Metrics 8-10: Number of Experiments Needed to Converge within a Tolerance

Metrics 8-10 are defined as the number of experiments needed for the algorithm to reduce the suboptimality of the initial experiment by a certain fraction and to maintain all further experiments below that threshold. They are defined as the lowest number of experiments, \( \bar k \), satisfying

\[ \bar k: \phi_p({\bf u}_k) - \phi_p ({\bf u}^*) \leq \gamma \left( \phi_p({\bf u}_0) - \phi_p ({\bf u}^*) \right), \; \forall k \in [\bar k, k_{\rm final} ], \]

where \( \gamma \) is set as 0.5 for Metric 8, 0.3 for Metric 9, and 0.1 for Metric 10 to represent 50%, 70%, and 90% convergence, respectively.
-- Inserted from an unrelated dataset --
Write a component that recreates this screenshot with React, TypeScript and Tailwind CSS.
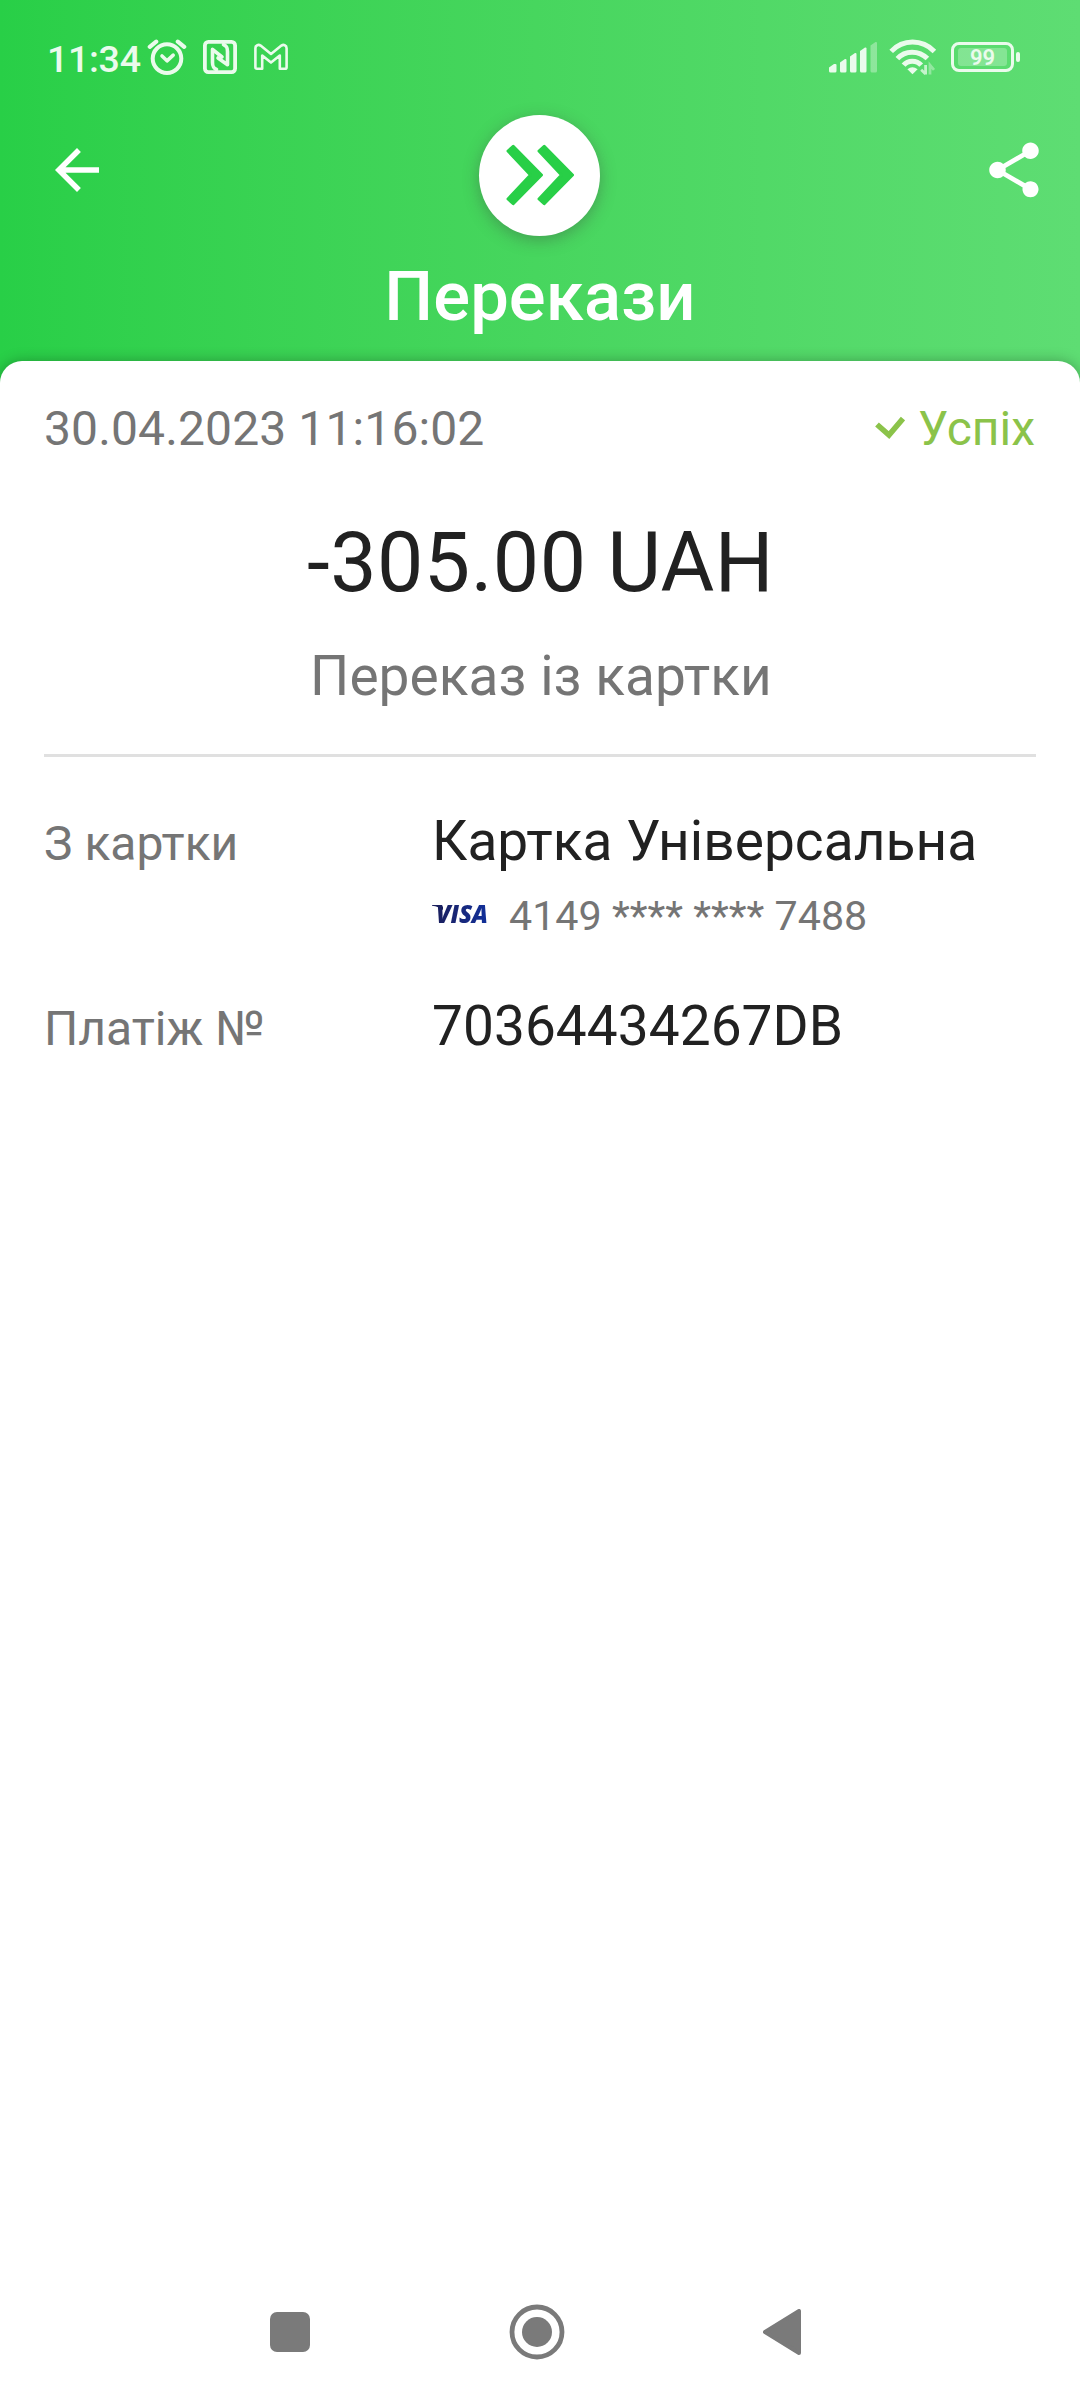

In the case that no \( \bar k \) satisfy the above condition, that particular realization is not included in the averaged performance data, but the failure to converge within a tolerance in the allotted \( k_{\rm final} \) experiments is nevertheless made known when the percentage of realizations that converged (out of the 100 tested) is reported. These metrics essentially reflect the convergence speed of the algorithm.


Metric 11: Average Computation Time of Algorithm per Iteration

Metric 11 reports the average time, in seconds, needed for the algorithm to carry out its computations, i.e., the time needed to execute the line

[u(k+2,:),output] = algo(u,phiphat,gphat,sigmaphi,sigmag,uL,uU,algonum,input);

in algotest.m. This may be relevant for those applications where the experiments are to be carried out at a high frequency and where fast computation is desired.